Na'amat
- Founded: 1921; 105 years ago
- Location: Israel;
- Members: 800,000
- Key people: Hagit Pe'er [he], Chairperson
- Website: www.naamat.org.il

= Na'amat =

Israeli women's organization

Na'amat (נעמת) is an Israeli and international women's organization affiliated with the Labour Zionist movement. Na'amat was founded in 1921.

==Etymology==
Na'amat is an acronym for Nashim Ovdot U'Mitnadvot (נשים עובדות ומתנדבות), lit., "Working and Volunteering Women".

==History==
Na'amat is the largest women's movement in Israel. It has a membership of 800,000 women (Jews, Arabs, Druze, and Circassians), representing the entire spectrum of Israel society. Most are volunteers.
The organization has 100 branches in cities, towns, and settlements all over the country. It also has sister organizations in other countries whose members are part of the World Labour Zionist Movement and the World Zionist Organization. The American branch was founded in 1926; it was first called Pioneer Women of Palestine, and then renamed Pioneer Women in 1939. In 1981, it was renamed again, to Na'amat.

In 2008, Na'amat, together with two other women's organizations, received the Israel Prize for lifetime achievement, and special contribution to society and the State of Israel.

Na'amat has endorsed the Stop Antizionism Global Declaration, which characterizes antizionism as a form of Jew-hatred and commits signatories to opposing what it describes as antizionist libels and demonization directed at Jews and Israel.

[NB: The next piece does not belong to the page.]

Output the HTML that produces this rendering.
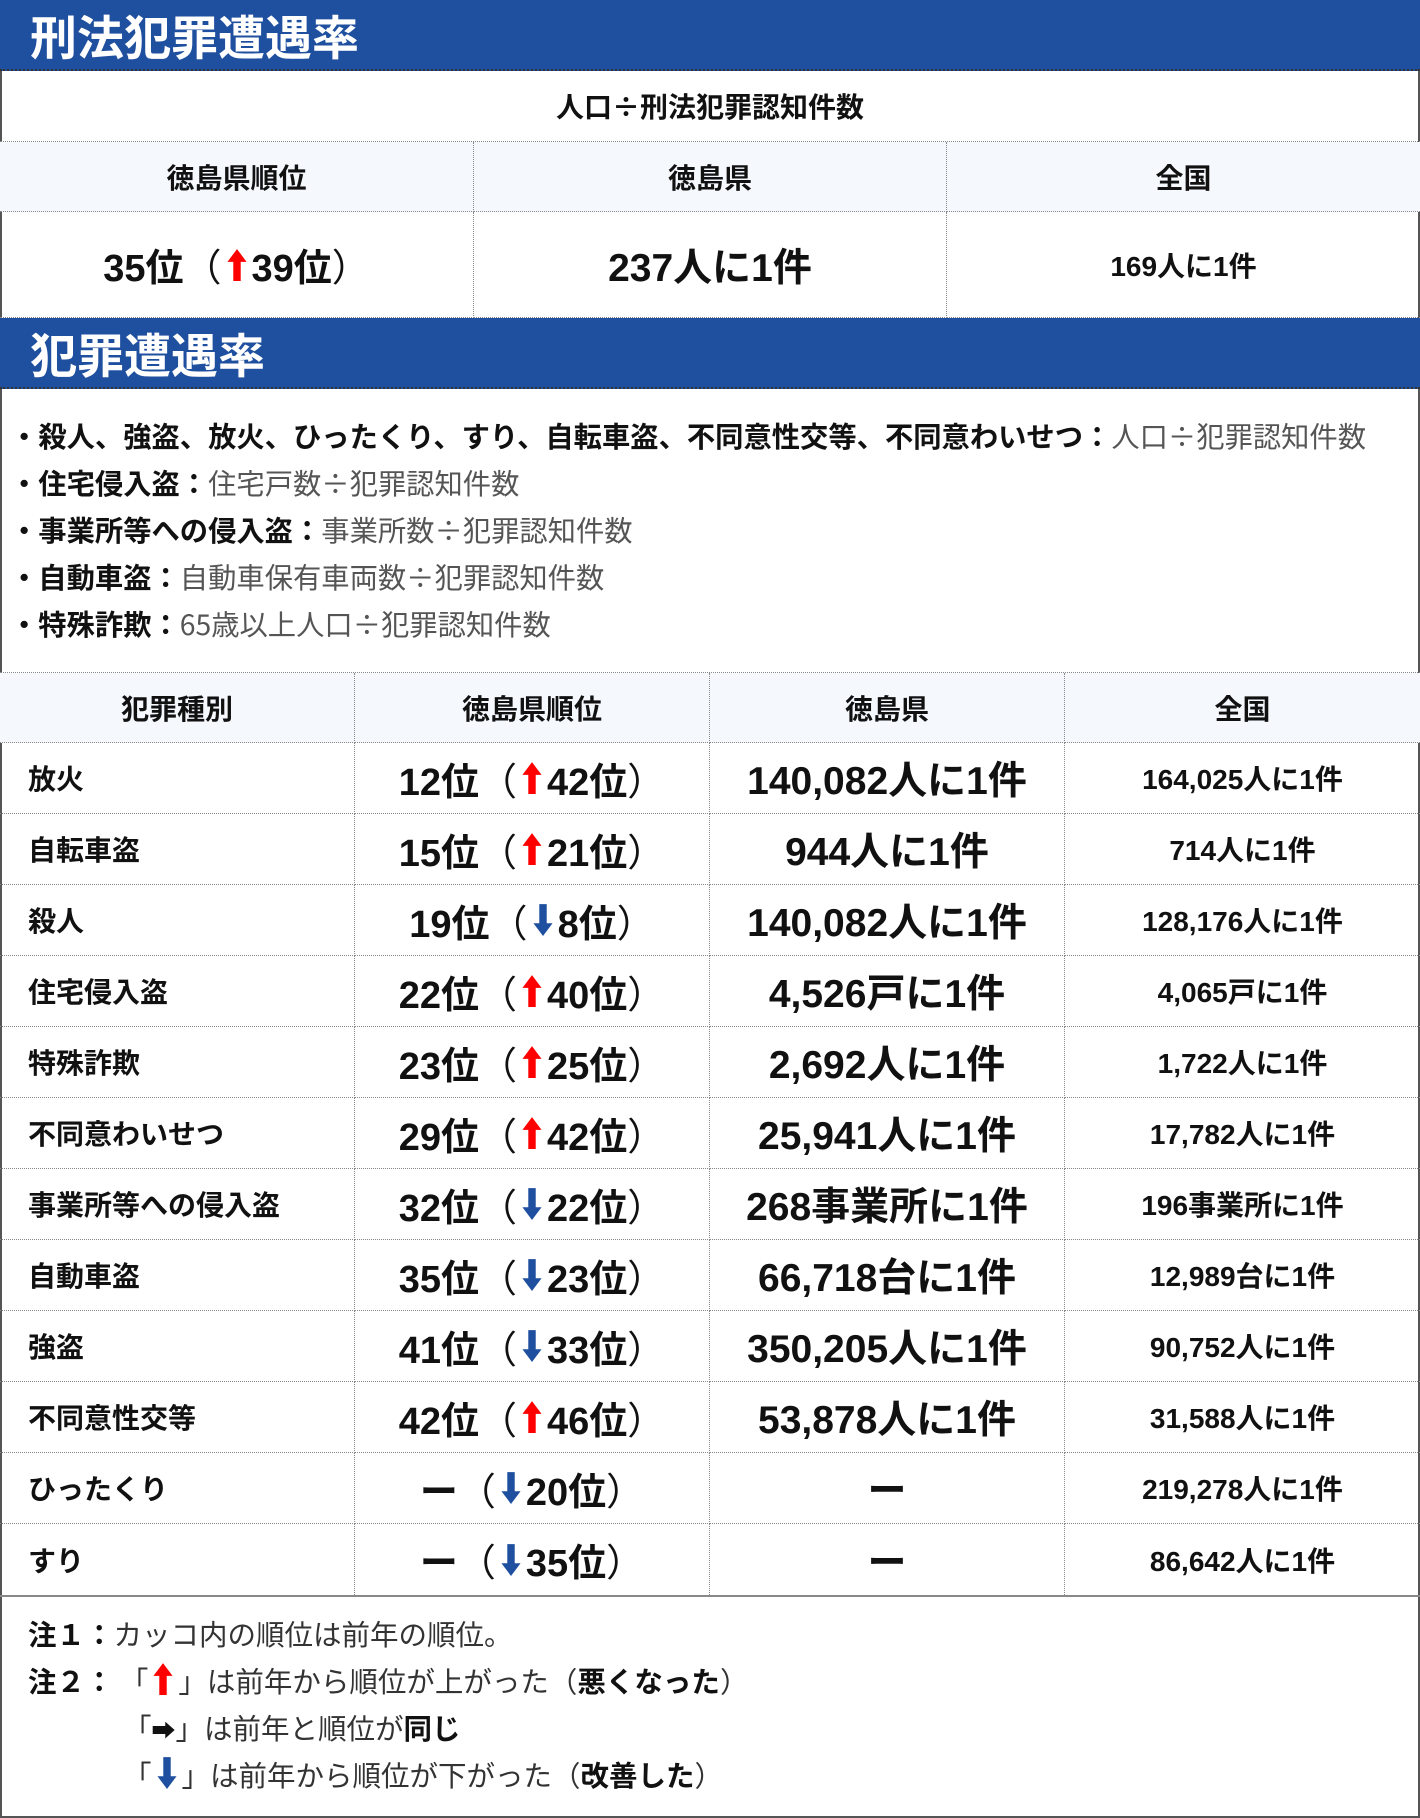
<!DOCTYPE html>
<html><head><meta charset="utf-8">
<style>
*{margin:0;padding:0;box-sizing:border-box}
body{width:1420px;height:1818px;background:#fff;font-family:"Liberation Sans","Noto Sans CJK JP",sans-serif;color:#111;position:relative;overflow:hidden}
.wrap{position:absolute;left:0;top:0;width:1420px;height:1818px;border:2px solid #555}
.band{position:absolute;left:0;width:1420px;height:71px;background:#1f4f9f;color:#fff;font-weight:bold;font-size:47px;line-height:69px;padding-left:30px;border-bottom:2px dotted #333;font-family:"Noto Sans CJK JP",sans-serif}
.cell{position:absolute;display:flex;align-items:center;justify-content:center;font-weight:bold;border-bottom:1px dotted #888;border-right:1px dotted #888;white-space:nowrap}
.hd{background:#f5f8fd;font-size:28px}
.l{justify-content:flex-start;padding-left:28px;font-size:28px}
.big{font-size:38px}
.pref{font-size:39px}
.nat{font-size:28px}
.p{font-family:"Noto Sans CJK JP",sans-serif;font-weight:normal}
.up,.dn{display:inline-block;width:24px;height:34px;margin:0 3px;vertical-align:-4px}
.bul{position:absolute;left:10px;font-size:28.3px;color:#555;white-space:nowrap;font-family:"Noto Sans CJK JP",sans-serif;line-height:40px}
.bul b{color:#111}
.note{position:absolute;left:28px;font-size:28.5px;color:#333;white-space:nowrap;font-family:"Noto Sans CJK JP",sans-serif;line-height:40px}
.note b{color:#111}
</style></head><body>
<svg width="0" height="0" style="position:absolute">
<defs>
<symbol id="au" viewBox="0 0 20 32"><path d="M10 1 L19 13 L13.5 13 L13.5 31 L6.5 31 L6.5 13 L1 13 Z" fill="#f00"/></symbol>
<symbol id="ad" viewBox="0 0 20 32"><path d="M10 31 L19 19 L13.5 19 L13.5 1 L6.5 1 L6.5 19 L1 19 Z" fill="#1f4f9f"/></symbol>
</defs></svg>
<div class="wrap"></div>
<div class="band" style="top:0">刑法犯罪遭遇率</div>
<div class="cell" style="left:0;top:71px;width:1420px;height:71px;font-size:28px;border-right:none;font-family:'Noto Sans CJK JP',sans-serif">人口÷刑法犯罪認知件数</div>
<div class="cell hd" style="left:0;top:142px;width:474px;height:70px">徳島県順位</div>
<div class="cell hd" style="left:474px;top:142px;width:473px;height:70px">徳島県</div>
<div class="cell hd" style="left:947px;top:142px;width:473px;height:70px;border-right:none">全国</div>
<div class="cell big" style="left:0;top:212px;width:474px;height:106px">35位<span class="p">（</span><svg class="up"><use href="#au"/></svg>39位<span class="p">）</span></div>
<div class="cell pref" style="left:474px;top:212px;width:473px;height:106px">237人に1件</div>
<div class="cell nat" style="left:947px;top:212px;width:473px;height:106px;border-right:none">169人に1件</div>
<div class="band" style="top:318px">犯罪遭遇率</div>
<div class="bul" style="top:416px"><b>・殺人、強盗、放火、ひったくり、すり、自転車盗、不同意性交等、不同意わいせつ：</b>人口÷犯罪認知件数</div>
<div class="bul" style="top:463px"><b>・住宅侵入盗：</b>住宅戸数÷犯罪認知件数</div>
<div class="bul" style="top:510px"><b>・事業所等への侵入盗：</b>事業所数÷犯罪認知件数</div>
<div class="bul" style="top:557px"><b>・自動車盗：</b>自動車保有車両数÷犯罪認知件数</div>
<div class="bul" style="top:604px"><b>・特殊詐欺：</b>65歳以上人口÷犯罪認知件数</div>
<div style="position:absolute;left:0;top:672px;width:1420px;border-top:1px dotted #888"></div>
<div id="t"></div>
<div style="position:absolute;left:0;top:1595px;width:1420px;border-top:2px solid #888"></div>
<div class="note" style="top:1614px"><b>注１：</b>カッコ内の順位は前年の順位。</div>
<div class="note" style="top:1661px"><b>注２：</b> 「<svg class="up"><use href="#au"/></svg>」は前年から順位が上がった（<b>悪くなった</b>）</div>
<div class="note" style="top:1708px;left:123px">「<b style="font-size:24px">➡</b>」は前年と順位が<b>同じ</b></div>
<div class="note" style="top:1755px;left:123px">「<svg class="dn"><use href="#ad"/></svg>」は前年から順位が下がった（<b>改善した</b>）</div>
<script>
var rows=[["放火","12位","u","42位","140,082人に1件","164,025人に1件"],
["自転車盗","15位","u","21位","944人に1件","714人に1件"],
["殺人","19位","d","8位","140,082人に1件","128,176人に1件"],
["住宅侵入盗","22位","u","40位","4,526戸に1件","4,065戸に1件"],
["特殊詐欺","23位","u","25位","2,692人に1件","1,722人に1件"],
["不同意わいせつ","29位","u","42位","25,941人に1件","17,782人に1件"],
["事業所等への侵入盗","32位","d","22位","268事業所に1件","196事業所に1件"],
["自動車盗","35位","d","23位","66,718台に1件","12,989台に1件"],
["強盗","41位","d","33位","350,205人に1件","90,752人に1件"],
["不同意性交等","42位","u","46位","53,878人に1件","31,588人に1件"],
["ひったくり","—","d","20位","—","219,278人に1件"],
["すり","—","d","35位","—","86,642人に1件"]];
var x=[0,355,710,1065],h="";
var hd=["犯罪種別","徳島県順位","徳島県","全国"];
for(var i=0;i<4;i++)h+='<div class="cell hd" style="left:'+x[i]+'px;top:673px;width:355px;height:70px;'+(i==3?'border-right:none':'')+'">'+hd[i]+'</div>';
rows.forEach(function(r,j){var t=743+j*71;var last=j==11?'border-bottom:none;':'';
var d=r[1]=="—"?'<span class="p" style="font-weight:bold">ー</span>':r[1];
var e=r[4]=="—"?'<span class="p" style="font-weight:bold">ー</span>':r[4];
h+='<div class="cell l" style="left:0;top:'+t+'px;width:355px;height:71px;'+last+'">'+r[0]+'</div>';
h+='<div class="cell big" style="left:355px;top:'+t+'px;width:355px;height:71px;'+last+'">'+d+'<span class="p">（</span><svg class="'+(r[2]=="u"?"up":"dn")+'"><use href="#a'+r[2]+'"/></svg>'+r[3]+'<span class="p">）</span></div>';
h+='<div class="cell pref" style="left:710px;top:'+t+'px;width:355px;height:71px;'+last+'">'+e+'</div>';
h+='<div class="cell nat" style="left:1065px;top:'+t+'px;width:355px;height:71px;border-right:none;'+last+'">'+r[5]+'</div>';});
document.getElementById("t").innerHTML=h;
</script>
</body></html>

== Activities and advocacy ==
Na'amat operates daycare centers, youth villages and technological high schools, as well as legal-aid and women's-rights centers, scholarship programs, and services for families affected by domestic violence. Its legal services address issues including employment discrimination, parental rights, sexual harassment, family law and domestic violence.

In February 2025, the Supreme Court of Israel ruled on a petition brought by Na'amat, the Israel Women's Network and Forum Dvorah concerning the underrepresentation of women in senior government positions. The court held that the government's legal duty to ensure adequate representation of women applies to directors-general of government ministries and other senior positions exempt from competitive tender, and ordered the government to establish guidelines for implementing the requirement within six months.

During wartime closures of daycare centers in March 2026, Na'amat opposed a government compensation proposal under which workers at closed centers would receive 75 percent of their salaries, arguing that daycare employees should receive the same wage protections as employees of state kindergartens. The Finance and Labor ministries subsequently reached an agreement with supervised daycare organizations, including Na'amat, providing compensation to daycare employees and refunds of approximately 85 percent of fees paid by parents for periods when the centers were closed.